The effect of Posner's detective work ultimately brings the reader to despair. We are surprised that he --- a practicing Catholic --- was able to follow through. Me? I had to leave off reading God's Bankers around page 250. Not for lack of interest, but because I was unwilling to take any more. All this was going on for the last eighty years, and no one was willing to drag the Vatican to its own confessional. The Mea Culpa of averting the holy eyes when there is bad stuff going on right next door.
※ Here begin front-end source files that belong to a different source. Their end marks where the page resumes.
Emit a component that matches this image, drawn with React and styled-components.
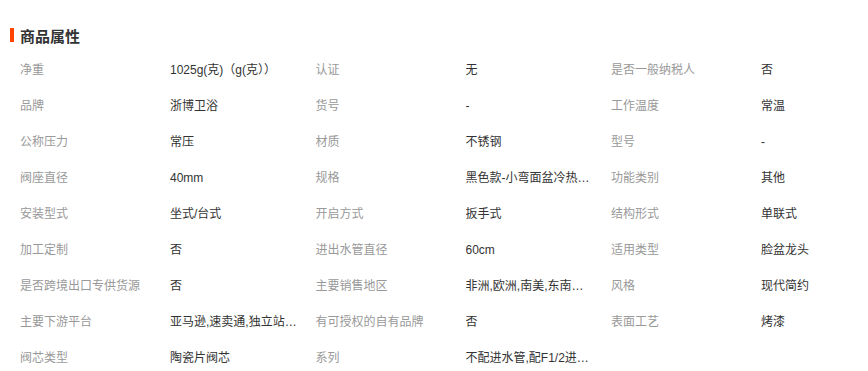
import styled, { createGlobalStyle } from "styled-components";

const GlobalStyle = createGlobalStyle`
  body {
    margin: 0;
    background: #fff;
    font-family: "Liberation Sans", "Noto Sans CJK SC", sans-serif;
  }
`;

const Container = styled.div`
  width: 868px;
  height: 371px;
  overflow: hidden;
  background: #fff;
  padding-top: 25px;
  box-sizing: border-box;
`;

const Title = styled.h3`
  margin: 0 0 7px 10px;
  display: flex;
  align-items: center;
  gap: 6px;
  height: 20px;
  font-size: 15px;
  font-weight: bold;
  color: #333;
  &::before {
    content: "";
    width: 4px;
    height: 14px;
    background: #ff4400;
  }
`;

const Grid = styled.div`
  display: grid;
  grid-template-columns: repeat(3, 150px 145.5px);
  padding-left: 20px;
  width: max-content;
`;

const Cell = styled.div`
  height: 36px;
  line-height: 36px;
  font-size: 12px;
  white-space: nowrap;
  overflow: hidden;
  text-overflow: ellipsis;
  color: ${(p) => (p.$label ? "#999" : "#333")};
  max-width: ${(p) => (p.$label ? "150px" : "128px")};
`;

const attrs = [
  ["净重", "1025g(克)（g(克））"],
  ["认证", "无"],
  ["是否一般纳税人", "否"],
  ["品牌", "浙博卫浴"],
  ["货号", "-"],
  ["工作温度", "常温"],
  ["公称压力", "常压"],
  ["材质", "不锈钢"],
  ["型号", "-"],
  ["阀座直径", "40mm"],
  ["规格", "黑色款-小弯面盆冷热水龙头"],
  ["功能类别", "其他"],
  ["安装型式", "坐式/台式"],
  ["开启方式", "扳手式"],
  ["结构形式", "单联式"],
  ["加工定制", "否"],
  ["进出水管直径", "60cm"],
  ["适用类型", "脸盆龙头"],
  ["是否跨境出口专供货源", "否"],
  ["主要销售地区", "非洲,欧洲,南美,东南亚,北美"],
  ["风格", "现代简约"],
  ["主要下游平台", "亚马逊,速卖通,独立站,ebay"],
  ["有可授权的自有品牌", "否"],
  ["表面工艺", "烤漆"],
  ["阀芯类型", "陶瓷片阀芯"],
  ["系列", "不配进水管,配F1/2进水管"],
];

const App = () => (
  <Container>
    <GlobalStyle />
    <Title>商品属性</Title>
    <Grid>
      {attrs.map(([k, v]) => [
        <Cell key={k + "-k"} $label>
          {k}
        </Cell>,
        <Cell key={k + "-v"} title={v}>
          {v}
        </Cell>,
      ])}
    </Grid>
  </Container>
);

export default App;
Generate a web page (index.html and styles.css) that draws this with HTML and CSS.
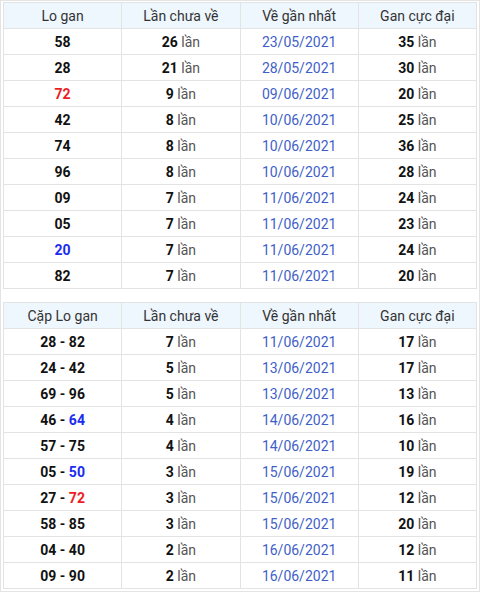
FILE: index.html
```html
<!DOCTYPE html>
<html>
<head>
<meta charset="utf-8">
<link rel="stylesheet" href="styles.css">
</head>
<body>
<div class="frame">
<table class="gan">
<thead><tr><th>Lo gan</th><th>Lần chưa về</th><th>Về gần nhất</th><th>Gan cực đại</th></tr></thead>
<tbody>
<tr><td class="num">58</td><td><b>26</b> lần</td><td class="date">23/05/2021</td><td><b>35</b> lần</td></tr>
<tr><td class="num">28</td><td><b>21</b> lần</td><td class="date">28/05/2021</td><td><b>30</b> lần</td></tr>
<tr><td class="num red">72</td><td><b>9</b> lần</td><td class="date">09/06/2021</td><td><b>20</b> lần</td></tr>
<tr><td class="num">42</td><td><b>8</b> lần</td><td class="date">10/06/2021</td><td><b>25</b> lần</td></tr>
<tr><td class="num">74</td><td><b>8</b> lần</td><td class="date">10/06/2021</td><td><b>36</b> lần</td></tr>
<tr><td class="num">96</td><td><b>8</b> lần</td><td class="date">10/06/2021</td><td><b>28</b> lần</td></tr>
<tr><td class="num">09</td><td><b>7</b> lần</td><td class="date">11/06/2021</td><td><b>24</b> lần</td></tr>
<tr><td class="num">05</td><td><b>7</b> lần</td><td class="date">11/06/2021</td><td><b>23</b> lần</td></tr>
<tr><td class="num blue">20</td><td><b>7</b> lần</td><td class="date">11/06/2021</td><td><b>24</b> lần</td></tr>
<tr><td class="num">82</td><td><b>7</b> lần</td><td class="date">11/06/2021</td><td><b>20</b> lần</td></tr>
</tbody>
</table>
<table class="gan second">
<thead><tr><th>Cặp Lo gan</th><th>Lần chưa về</th><th>Về gần nhất</th><th>Gan cực đại</th></tr></thead>
<tbody>
<tr><td class="num">28 - 82</td><td><b>7</b> lần</td><td class="date">11/06/2021</td><td><b>17</b> lần</td></tr>
<tr><td class="num">24 - 42</td><td><b>5</b> lần</td><td class="date">13/06/2021</td><td><b>17</b> lần</td></tr>
<tr><td class="num">69 - 96</td><td><b>5</b> lần</td><td class="date">13/06/2021</td><td><b>13</b> lần</td></tr>
<tr><td class="num">46 - <span class="blue">64</span></td><td><b>4</b> lần</td><td class="date">14/06/2021</td><td><b>16</b> lần</td></tr>
<tr><td class="num">57 - 75</td><td><b>4</b> lần</td><td class="date">14/06/2021</td><td><b>10</b> lần</td></tr>
<tr><td class="num">05 - <span class="blue">50</span></td><td><b>3</b> lần</td><td class="date">15/06/2021</td><td><b>19</b> lần</td></tr>
<tr><td class="num">27 - <span class="red">72</span></td><td><b>3</b> lần</td><td class="date">15/06/2021</td><td><b>12</b> lần</td></tr>
<tr><td class="num">58 - 85</td><td><b>3</b> lần</td><td class="date">15/06/2021</td><td><b>20</b> lần</td></tr>
<tr><td class="num">04 - 40</td><td><b>2</b> lần</td><td class="date">16/06/2021</td><td><b>12</b> lần</td></tr>
<tr><td class="num">09 - 90</td><td><b>2</b> lần</td><td class="date">16/06/2021</td><td><b>11</b> lần</td></tr>
</tbody>
</table>
</div>
</body>
</html>
```
FILE: styles.css
```css
html, body {
  margin: 0;
  padding: 0;
  background: #fff;
}
body {
  font-family: Roboto, "Noto Sans", Arial, sans-serif;
  font-size: 14px;
  color: #222;
}
.frame {
  width: 480px;
  height: 592px;
  box-sizing: border-box;
  border: 1px solid #e4e4e4;
  padding: 1px 2px;
}
.gan {
  width: 100%;
  border-collapse: collapse;
  table-layout: fixed;
}
.gan.second {
  margin-top: 13px;
}
.gan th, .gan td {
  border: 1px solid #e3e3e3;
  height: 25px;
  padding: 0;
  text-align: center;
  vertical-align: middle;
}
.gan th {
  background: #eef6fe;
  font-weight: 400;
  color: #333;
}
.gan td {
  color: #555;
}
.gan td b {
  color: #111;
  font-weight: 700;
}
.gan td.num {
  font-weight: 700;
  color: #111;
}
.gan td.date {
  color: #3f5fc8;
}
.red {
  color: #ee1c25 !important;
}
.blue {
  color: #1a2cf0 !important;
}
```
Maybe those of us who grew up in the arms of the Mother Church are better off going to Mass and saying our Hail Marys and pretending that one diligent reporter did not spend years of research proving that our favorite golden palace there on the hill could be an institution whose main business is something we are all familiar with --- in this instance, a very ironical "making a killing." And all the while covering itself by pretending that it is but a poor bystander, innocent of the sin of ignoring the deaths of 6,000,000 innocents, the great church, poor as a church-mouse.

Mice and rats, we have to point out, do figure large in God's Bankers. The exit for Nazis running from their WWII crimes through the Vatican and direct to the Middle East or South America was nicknamed . . . are you ready? . . . The Ratline.